Data block
________________________________________
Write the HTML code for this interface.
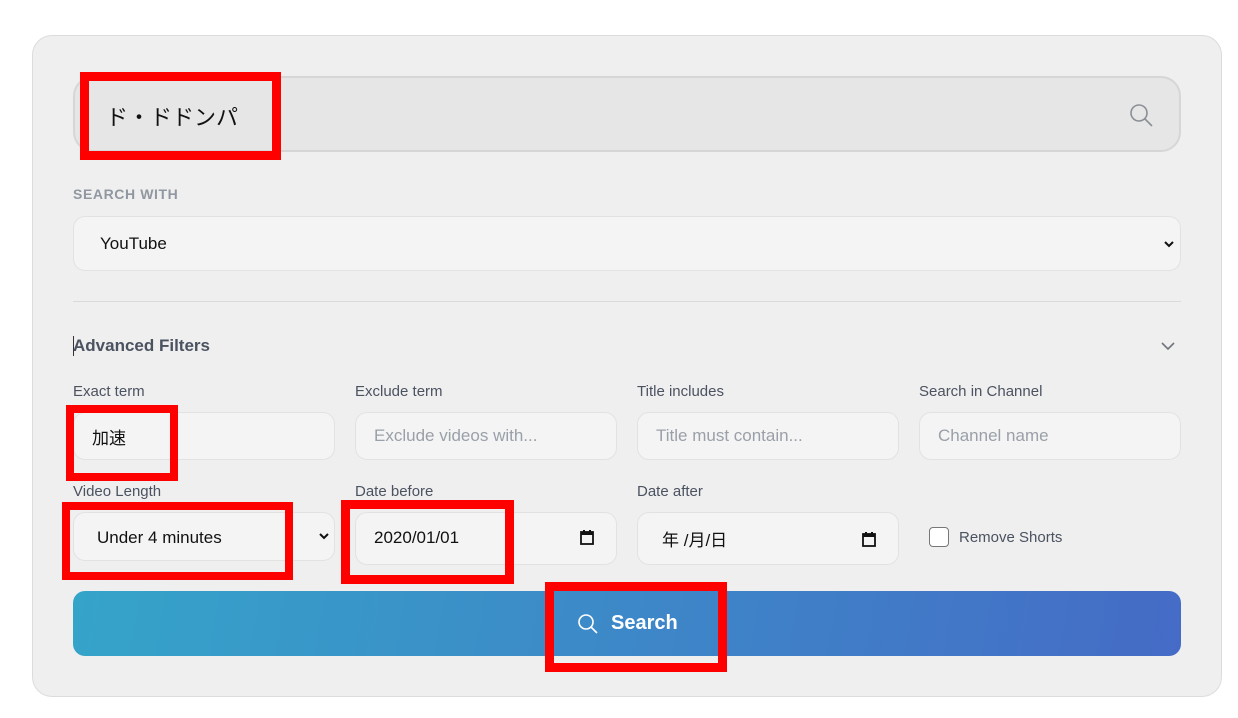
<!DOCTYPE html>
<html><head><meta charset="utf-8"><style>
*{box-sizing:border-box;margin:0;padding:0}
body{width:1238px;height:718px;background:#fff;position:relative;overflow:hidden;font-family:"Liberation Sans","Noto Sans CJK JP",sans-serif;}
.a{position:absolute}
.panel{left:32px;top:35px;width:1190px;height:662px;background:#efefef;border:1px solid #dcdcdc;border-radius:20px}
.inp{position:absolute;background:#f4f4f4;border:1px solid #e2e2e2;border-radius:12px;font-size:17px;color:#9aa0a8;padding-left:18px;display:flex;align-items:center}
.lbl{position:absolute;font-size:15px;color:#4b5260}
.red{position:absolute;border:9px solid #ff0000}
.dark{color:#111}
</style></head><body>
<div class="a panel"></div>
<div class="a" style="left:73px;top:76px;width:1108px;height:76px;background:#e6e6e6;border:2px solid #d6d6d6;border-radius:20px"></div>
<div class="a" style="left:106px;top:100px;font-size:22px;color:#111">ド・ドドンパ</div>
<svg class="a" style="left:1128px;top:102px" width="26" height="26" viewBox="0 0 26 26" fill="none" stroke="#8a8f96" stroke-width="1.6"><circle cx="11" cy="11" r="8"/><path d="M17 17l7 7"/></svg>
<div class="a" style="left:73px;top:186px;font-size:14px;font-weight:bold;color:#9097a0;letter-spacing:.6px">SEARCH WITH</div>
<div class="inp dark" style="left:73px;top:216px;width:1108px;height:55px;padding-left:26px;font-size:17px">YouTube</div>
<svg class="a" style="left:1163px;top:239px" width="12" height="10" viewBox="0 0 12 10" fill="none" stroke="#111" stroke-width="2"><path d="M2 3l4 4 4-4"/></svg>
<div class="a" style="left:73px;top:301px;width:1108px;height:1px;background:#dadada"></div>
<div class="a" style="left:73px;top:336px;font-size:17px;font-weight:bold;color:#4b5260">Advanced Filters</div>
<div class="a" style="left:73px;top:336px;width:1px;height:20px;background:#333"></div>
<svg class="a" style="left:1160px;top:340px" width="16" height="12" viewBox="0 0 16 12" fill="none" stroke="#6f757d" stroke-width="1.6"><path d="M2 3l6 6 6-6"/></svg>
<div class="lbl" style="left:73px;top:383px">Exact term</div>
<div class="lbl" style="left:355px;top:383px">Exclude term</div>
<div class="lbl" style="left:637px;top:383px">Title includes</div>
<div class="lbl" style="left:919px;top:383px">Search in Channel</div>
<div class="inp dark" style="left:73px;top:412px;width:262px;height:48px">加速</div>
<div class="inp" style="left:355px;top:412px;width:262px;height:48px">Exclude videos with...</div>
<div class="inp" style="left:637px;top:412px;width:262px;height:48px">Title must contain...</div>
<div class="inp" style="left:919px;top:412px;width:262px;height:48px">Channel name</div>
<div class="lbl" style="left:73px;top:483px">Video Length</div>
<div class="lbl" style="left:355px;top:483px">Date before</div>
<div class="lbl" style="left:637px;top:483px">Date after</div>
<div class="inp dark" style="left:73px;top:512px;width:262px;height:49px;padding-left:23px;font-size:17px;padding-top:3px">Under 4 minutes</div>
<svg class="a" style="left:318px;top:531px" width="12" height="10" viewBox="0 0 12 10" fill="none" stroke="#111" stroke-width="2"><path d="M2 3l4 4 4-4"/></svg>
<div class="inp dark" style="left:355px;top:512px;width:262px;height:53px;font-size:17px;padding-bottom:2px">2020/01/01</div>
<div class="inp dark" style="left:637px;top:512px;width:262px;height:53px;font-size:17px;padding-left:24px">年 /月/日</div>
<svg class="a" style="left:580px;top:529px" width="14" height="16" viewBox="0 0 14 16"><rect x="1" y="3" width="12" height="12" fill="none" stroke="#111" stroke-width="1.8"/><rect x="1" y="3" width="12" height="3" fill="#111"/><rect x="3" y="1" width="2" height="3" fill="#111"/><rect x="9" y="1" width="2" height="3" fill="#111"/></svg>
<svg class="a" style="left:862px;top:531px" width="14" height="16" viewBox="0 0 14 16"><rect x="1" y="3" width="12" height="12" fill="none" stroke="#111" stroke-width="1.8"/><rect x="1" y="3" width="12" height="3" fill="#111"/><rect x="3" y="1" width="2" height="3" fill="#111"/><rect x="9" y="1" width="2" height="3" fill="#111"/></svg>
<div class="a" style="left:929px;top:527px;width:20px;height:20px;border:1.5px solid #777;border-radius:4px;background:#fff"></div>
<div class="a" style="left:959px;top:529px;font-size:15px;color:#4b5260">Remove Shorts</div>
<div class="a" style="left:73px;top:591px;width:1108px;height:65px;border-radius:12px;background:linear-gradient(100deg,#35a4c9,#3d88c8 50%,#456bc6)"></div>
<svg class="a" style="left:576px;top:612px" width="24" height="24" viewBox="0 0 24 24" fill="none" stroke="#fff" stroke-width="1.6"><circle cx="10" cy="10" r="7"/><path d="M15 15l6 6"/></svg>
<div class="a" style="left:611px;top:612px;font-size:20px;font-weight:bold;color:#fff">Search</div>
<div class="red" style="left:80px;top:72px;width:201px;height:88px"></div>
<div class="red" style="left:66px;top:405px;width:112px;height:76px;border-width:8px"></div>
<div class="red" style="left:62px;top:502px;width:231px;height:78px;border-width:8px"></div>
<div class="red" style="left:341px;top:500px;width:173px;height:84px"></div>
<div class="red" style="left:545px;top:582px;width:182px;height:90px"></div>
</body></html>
________________________________________
Directions for this task
Return all of the data exactly as written, and drop the pictures.

Answer to the exercise
Write the HTML code for this interface.
<!DOCTYPE html>
<html><head><meta charset="utf-8"><style>
*{box-sizing:border-box;margin:0;padding:0}
body{width:1238px;height:718px;background:#fff;position:relative;overflow:hidden;font-family:"Liberation Sans","Noto Sans CJK JP",sans-serif;}
.a{position:absolute}
.panel{left:32px;top:35px;width:1190px;height:662px;background:#efefef;border:1px solid #dcdcdc;border-radius:20px}
.inp{position:absolute;background:#f4f4f4;border:1px solid #e2e2e2;border-radius:12px;font-size:17px;color:#9aa0a8;padding-left:18px;display:flex;align-items:center}
.lbl{position:absolute;font-size:15px;color:#4b5260}
.red{position:absolute;border:9px solid #ff0000}
.dark{color:#111}
</style></head><body>
<div class="a panel"></div>
<div class="a" style="left:73px;top:76px;width:1108px;height:76px;background:#e6e6e6;border:2px solid #d6d6d6;border-radius:20px"></div>
<div class="a" style="left:106px;top:100px;font-size:22px;color:#111">ド・ドドンパ</div>
<svg class="a" style="left:1128px;top:102px" width="26" height="26" viewBox="0 0 26 26" fill="none" stroke="#8a8f96" stroke-width="1.6"><circle cx="11" cy="11" r="8"/><path d="M17 17l7 7"/></svg>
<div class="a" style="left:73px;top:186px;font-size:14px;font-weight:bold;color:#9097a0;letter-spacing:.6px">SEARCH WITH</div>
<div class="inp dark" style="left:73px;top:216px;width:1108px;height:55px;padding-left:26px;font-size:17px">YouTube</div>
<svg class="a" style="left:1163px;top:239px" width="12" height="10" viewBox="0 0 12 10" fill="none" stroke="#111" stroke-width="2"><path d="M2 3l4 4 4-4"/></svg>
<div class="a" style="left:73px;top:301px;width:1108px;height:1px;background:#dadada"></div>
<div class="a" style="left:73px;top:336px;font-size:17px;font-weight:bold;color:#4b5260">Advanced Filters</div>
<div class="a" style="left:73px;top:336px;width:1px;height:20px;background:#333"></div>
<svg class="a" style="left:1160px;top:340px" width="16" height="12" viewBox="0 0 16 12" fill="none" stroke="#6f757d" stroke-width="1.6"><path d="M2 3l6 6 6-6"/></svg>
<div class="lbl" style="left:73px;top:383px">Exact term</div>
<div class="lbl" style="left:355px;top:383px">Exclude term</div>
<div class="lbl" style="left:637px;top:383px">Title includes</div>
<div class="lbl" style="left:919px;top:383px">Search in Channel</div>
<div class="inp dark" style="left:73px;top:412px;width:262px;height:48px">加速</div>
<div class="inp" style="left:355px;top:412px;width:262px;height:48px">Exclude videos with...</div>
<div class="inp" style="left:637px;top:412px;width:262px;height:48px">Title must contain...</div>
<div class="inp" style="left:919px;top:412px;width:262px;height:48px">Channel name</div>
<div class="lbl" style="left:73px;top:483px">Video Length</div>
<div class="lbl" style="left:355px;top:483px">Date before</div>
<div class="lbl" style="left:637px;top:483px">Date after</div>
<div class="inp dark" style="left:73px;top:512px;width:262px;height:49px;padding-left:23px;font-size:17px;padding-top:3px">Under 4 minutes</div>
<svg class="a" style="left:318px;top:531px" width="12" height="10" viewBox="0 0 12 10" fill="none" stroke="#111" stroke-width="2"><path d="M2 3l4 4 4-4"/></svg>
<div class="inp dark" style="left:355px;top:512px;width:262px;height:53px;font-size:17px;padding-bottom:2px">2020/01/01</div>
<div class="inp dark" style="left:637px;top:512px;width:262px;height:53px;font-size:17px;padding-left:24px">年 /月/日</div>
<svg class="a" style="left:580px;top:529px" width="14" height="16" viewBox="0 0 14 16"><rect x="1" y="3" width="12" height="12" fill="none" stroke="#111" stroke-width="1.8"/><rect x="1" y="3" width="12" height="3" fill="#111"/><rect x="3" y="1" width="2" height="3" fill="#111"/><rect x="9" y="1" width="2" height="3" fill="#111"/></svg>
<svg class="a" style="left:862px;top:531px" width="14" height="16" viewBox="0 0 14 16"><rect x="1" y="3" width="12" height="12" fill="none" stroke="#111" stroke-width="1.8"/><rect x="1" y="3" width="12" height="3" fill="#111"/><rect x="3" y="1" width="2" height="3" fill="#111"/><rect x="9" y="1" width="2" height="3" fill="#111"/></svg>
<div class="a" style="left:929px;top:527px;width:20px;height:20px;border:1.5px solid #777;border-radius:4px;background:#fff"></div>
<div class="a" style="left:959px;top:529px;font-size:15px;color:#4b5260">Remove Shorts</div>
<div class="a" style="left:73px;top:591px;width:1108px;height:65px;border-radius:12px;background:linear-gradient(100deg,#35a4c9,#3d88c8 50%,#456bc6)"></div>
<svg class="a" style="left:576px;top:612px" width="24" height="24" viewBox="0 0 24 24" fill="none" stroke="#fff" stroke-width="1.6"><circle cx="10" cy="10" r="7"/><path d="M15 15l6 6"/></svg>
<div class="a" style="left:611px;top:612px;font-size:20px;font-weight:bold;color:#fff">Search</div>
<div class="red" style="left:80px;top:72px;width:201px;height:88px"></div>
<div class="red" style="left:66px;top:405px;width:112px;height:76px;border-width:8px"></div>
<div class="red" style="left:62px;top:502px;width:231px;height:78px;border-width:8px"></div>
<div class="red" style="left:341px;top:500px;width:173px;height:84px"></div>
<div class="red" style="left:545px;top:582px;width:182px;height:90px"></div>
</body></html>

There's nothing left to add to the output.